The filter (conscience) playing the body. I’d say a kinetic or even anxious person as ins and outs to processing would require movement of some sort…

-> How about the authority (emotion) is processing? Would it be that all information that comes in is going to be processed as beautiful, ugly, worthy, boring, neutral, etc? Would is also be tapping the face recognition/memorization abilities?

Authority (emotion) playing filter (conscience): Similar to the opposite only I think it would be more extreme to the point of bi-polar.

Authority (emotion) playing body: I’m picturing a child in a tantrum or dancing. Destruction of property. Various, more aggressive art forms.

These are interesting, I may keep on tomorrow… but my arrows I think may be where Daniel and Kim would be by my logic.

Godly Expansion

I would like to expand my position/opinion on The Force being considered a deity(s). By the standard definition of a god, saying The Force is God is backwards. Along the same lines as saying rectangles are squares… or if you want a less mathematical sense: The wood makes the carpenter. It only works so long philosophically before it falls flat.

Before I go into it let me say that I will not dispute there being a god just as none can dispute that there isn’t one… arguments about unfalsifiable claims is not what I’m on about.

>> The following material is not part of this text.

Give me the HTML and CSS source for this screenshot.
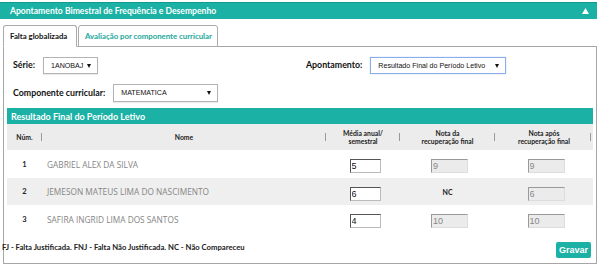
FILE: index.html
```html
<!DOCTYPE html>
<html lang="pt-BR">
<head>
<meta charset="utf-8">
<title>Apontamento Bimestral</title>
<link rel="stylesheet" href="styles.css">
</head>
<body>
<div class="titlebar">
  <span class="title">Apontamento Bimestral de Frequência e Desempenho</span>
  <svg class="collapse" width="7" height="6" viewBox="0 0 7 6"><polygon points="3.5,0 7,6 0,6" fill="#fff"/></svg>
</div>
<div class="tabs">
  <div class="tab active">Falta globalizada</div>
  <div class="tab link">Avaliação por componente curricular</div>
</div>
<div class="panel">
  <div class="filters">
    <div class="frow">
      <div class="fcell">
        <span class="flabel">Série:</span>
        <span class="sel w-serie"><span class="seltext">1ANOBAJ</span><span class="arrow"></span></span>
      </div>
      <div class="fcell right">
        <span class="flabel">Apontamento:</span>
        <span class="sel w-apont focus"><span class="seltext">Resultado Final do Período Letivo</span><span class="arrow"></span></span>
      </div>
    </div>
    <div class="frow">
      <div class="fcell">
        <span class="flabel">Componente curricular:</span>
        <span class="sel w-comp"><span class="seltext">MATEMATICA</span><span class="arrow"></span></span>
      </div>
    </div>
  </div>
  <div class="section">
    <div class="section-title">Resultado Final do Período Letivo</div>
    <table class="grid">
      <colgroup>
        <col class="c-num"><col class="c-nome"><col class="c-media"><col class="c-rec"><col class="c-apos">
      </colgroup>
      <thead>
        <tr>
          <th><span class="th">Núm.</span></th>
          <th><span class="th">Nome</span></th>
          <th><span class="th">Média anual/<br>semestral</span></th>
          <th><span class="th">Nota da<br>recuperação final</span></th>
          <th><span class="th">Nota após<br>recuperação final</span></th>
        </tr>
      </thead>
      <tbody>
        <tr>
          <td class="num">1</td>
          <td class="nome">GABRIEL ALEX DA SILVA</td>
          <td class="ctr"><input class="inp media" type="text" value="5"></td>
          <td class="ctr"><input class="inp dis" type="text" value="9" disabled></td>
          <td class="ctr"><input class="inp dis" type="text" value="9" disabled></td>
        </tr>
        <tr class="alt">
          <td class="num">2</td>
          <td class="nome">JEMESON MATEUS LIMA DO NASCIMENTO</td>
          <td class="ctr"><input class="inp media" type="text" value="6"></td>
          <td class="ctr nc">NC</td>
          <td class="ctr"><input class="inp dis" type="text" value="6" disabled></td>
        </tr>
        <tr>
          <td class="num">3</td>
          <td class="nome">SAFIRA INGRID LIMA DOS SANTOS</td>
          <td class="ctr"><input class="inp media" type="text" value="4"></td>
          <td class="ctr"><input class="inp dis" type="text" value="10" disabled></td>
          <td class="ctr"><input class="inp dis" type="text" value="10" disabled></td>
        </tr>
      </tbody>
    </table>
  </div>
  <div class="footer">
    <span class="legend">FJ - Falta Justificada. FNJ - Falta Não Justificada. NC - Não Compareceu</span>
    <button class="btn" type="button">Gravar</button>
  </div>
</div>
</body>
</html>
```
FILE: styles.css
```css
* { box-sizing: border-box; }
html, body { margin: 0; padding: 0; background: #fff; }
body {
  width: 600px;
  height: 267px;
  overflow: hidden;
  font-family: "Lato", "Open Sans", sans-serif;
  color: #222;
}

.titlebar {
  margin-top: 2px;
  width: 597px;
  height: 17px;
  background: #1bb1a5;
  border-top: 1px solid #0f9c90;
  display: flex;
  align-items: center;
  justify-content: space-between;
  padding: 0 8px 0 10px;
}
.title {
  color: #fff;
  font-weight: 700;
  font-size: 8.6px;
}
.collapse { display: block; margin-top: -1px; }

.tabs {
  display: flex;
  gap: 1px;
  margin-top: 6px;
  padding-left: 3px;
  position: relative;
  z-index: 2;
}
.tab {
  height: 22px;
  border: 1px solid #aaa;
  border-bottom: 1px solid #aaa;
  border-radius: 3px 3px 0 0;
  background: #fff;
  font-weight: 700;
  font-size: 7.8px;
  display: flex;
  align-items: center;
  white-space: nowrap;
  padding: 0 6px;
}
.tab.active {
  width: 74px;
  color: #111;
  border-bottom-color: #fff;
}
.tab.link {
  width: 140px;
  color: #1aa79b;
  padding-left: 6px;
  font-size: 7.8px;
}

.panel {
  margin: -1px 3px 0 3px;
  height: 218px;
  border: 1px solid #a6a6a6;
  display: flex;
  flex-direction: column;
}

.filters {
  padding: 10px 0 0 9px;
  display: flex;
  flex-direction: column;
  gap: 10px;
}
.frow { display: flex; align-items: center; }
.fcell { display: flex; align-items: center; }
.fcell:first-child { width: 293px; }
.flabel {
  font-weight: 700;
  font-size: 8.8px;
  color: #111;
  margin-right: 8px;
  margin-top: -3px;
}
.frow:nth-child(2) .flabel { margin-right: 8px; margin-top: -2px; }

.sel {
  position: relative;
  display: flex;
  align-items: center;
  height: 17px;
  border: 1px solid #b3b3b3;
  background: #fff;
  font-family: "Liberation Sans", Arial, sans-serif;
  font-size: 7.1px;
  color: #111;
  padding-left: 7px;
  white-space: nowrap;
  box-shadow: 0 1px 1px rgba(0,0,0,0.08);
}
.sel.focus { border-color: #8aaee8; box-shadow: 0 0 1px #a8c4f0; }
.w-serie { width: 55px; }
.w-apont { width: 136px; }
.w-comp { width: 105px; height: 18px; }
.arrow {
  position: absolute;
  right: 6px;
  top: 6px;
  width: 0;
  height: 0;
  border-left: 2.5px solid transparent;
  border-right: 2.5px solid transparent;
  border-top: 4px solid #111;
}

.section {
  margin: 6px 3px 0 3px;
}
.section-title {
  height: 16px;
  background: #1bb1a5;
  color: #fff;
  font-weight: 700;
  font-size: 9px;
  display: flex;
  align-items: center;
  padding-left: 4px;
}

.grid {
  width: 100%;
  border-collapse: collapse;
  table-layout: fixed;
}
.c-num { width: 35px; }
.c-nome { width: 284px; }
.c-media { width: 74px; }
.c-rec { width: 95px; }
.c-apos { width: 98px; }

.grid thead tr { background: #ececec; height: 26px; }
.grid th {
  font-weight: 700;
  font-size: 6.8px;
  line-height: 8.5px;
  color: #222;
  text-align: center;
  position: relative;
  padding: 0;
}
.grid th::after {
  content: "";
  position: absolute;
  right: 0;
  top: 9px;
  width: 1px;
  height: 8px;
  background: #9a9a9a;
}
.grid th:last-child::after { right: 2px; }

.grid tbody tr { height: 28px; background: #fff; }
.grid tbody tr.alt { background: #efefef; height: 27px; }
.grid td { padding: 0; }
.num {
  text-align: center;
  font-weight: 700;
  font-size: 7.5px;
  color: #222;
}
.nome {
  font-family: "Open Sans", sans-serif;
  font-size: 8.3px;
  color: #858585;
  padding-left: 5px !important;
}
.ctr { text-align: center; }
.nc { font-weight: 700; font-size: 7px; color: #222; }

.inp {
  width: 31px;
  height: 14px;
  font-family: "Liberation Sans", Arial, sans-serif;
  font-size: 9px;
  padding: 0 1px;
  margin: 0;
  color: #111;
  background: #fff;
  border: 1px solid;
  border-color: #555 #bbb #bbb #555;
  vertical-align: middle;
  outline: none;
}
.inp.media { margin-left: 4px; }
.inp.dis {
  width: 37px;
  background: #ebebeb;
  color: #888;
  border-color: #999 #ddd #ddd #999;
  margin-left: 4px;
}

.footer {
  margin-top: auto;
  display: flex;
  align-items: center;
  justify-content: space-between;
  padding: 0 5px 5px 0;
}
.legend {
  font-weight: 700;
  font-size: 7.7px;
  color: #222;
  margin-left: -2px;
  margin-top: -6px;
  white-space: nowrap;
}
.btn {
  width: 35px;
  height: 16px;
  border: none;
  border-radius: 2px;
  background: #1bb1a5;
  color: #fff;
  font-family: "Liberation Sans", Arial, sans-serif;
  font-weight: 700;
  font-size: 9px;
  padding: 0;
}
```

The Force, at least how I currently understand people’s meaning when talking about it, IS everything living and not. A tennis ball, the gravity acting upon it and my will causing my body to toss it at someone. I guess you can see it as a catch all label for everything, whether I know about it or not. And that’s where many who use talk of a deity, by standard definition, fall down. A science pile of understanding… and a deity pile of understanding. Then archaeologists smash that interpretation with those little scrapers and picks.

That’s beside my point though… saying that god is the force is saying that god is everything. The ball, gravity, and me. Everything. As long as a person who mentions a deity understands this they can interchange the force with any word they want… they shouldn’t be offended by the misunderstanding though because they’re bound to run into the rest of the planet who will likely mistake their meaning.

A Bloggining Means

Hi,

For myself and for those who happen upon here is a loose definition of this why:

A couple days ago Jedi Serenity (which is in no way linked to me or this blog) was made live. “In A Newbie’s Adventure” (and article) near the end Asta Sophi (it’s author) mentions wishing she had a blog as she went from pre-Jedi to Jedi (Thanks Asta Sophi!). And that really is what this blog is about. Voicing my personal philosophical ideas… so my future mind can track past thoughts, hence the title.

Currently, as in today, I don’t consider myself a Jedi. But my stumbling upon The Jediism Way has put my mind there… I have to be honest that it’s kind of nice to believe in something again.

Just as a brief belief history:
1982-2001: Non-denominational Christian
2001 – 2007: Theist
2007-Now: Agnostic atheist

Which leads me to The Force. Not a deity… yet still an intangible label for the gut and non-gut connection between life and the seemingly chaotic order I see in the world around me. It’s actually a simple step to go from thinking about the Tao to believing in ‘The Force’.  I think the concept fits the modern day spirit more because it holds water regardless of scientific findings since it is, by definition, an unexplainable nothing that makes it all work.  It can basically be seen as the true law of the universe, a mechanical nothing, and it’ll do it’s thing irregardless of whether one thinks or talks about it.

As far as the term “Jedi”. I am still considering this… Believing in a mystical force doesn’t make you a Jedi. It’s an off concept compared to Judaism based western religions where you believe in ‘X’ therefore you are ‘Y’ and should be reading ‘Z’. But the Jedi only have a fictitious universe and themselves to conger up their affiliation… there is no ‘X’. There’s only a sub affiliation of ‘F’ for Force, then chaotic random groupings of people adding whatever baggage they feel fits… *shrug* I don’t think I could call my self Jedi, a blatantly obvious word of fiction, while claiming to have come to that label rationally.  Also, I’m leery of personal molds; even ambiguous ones.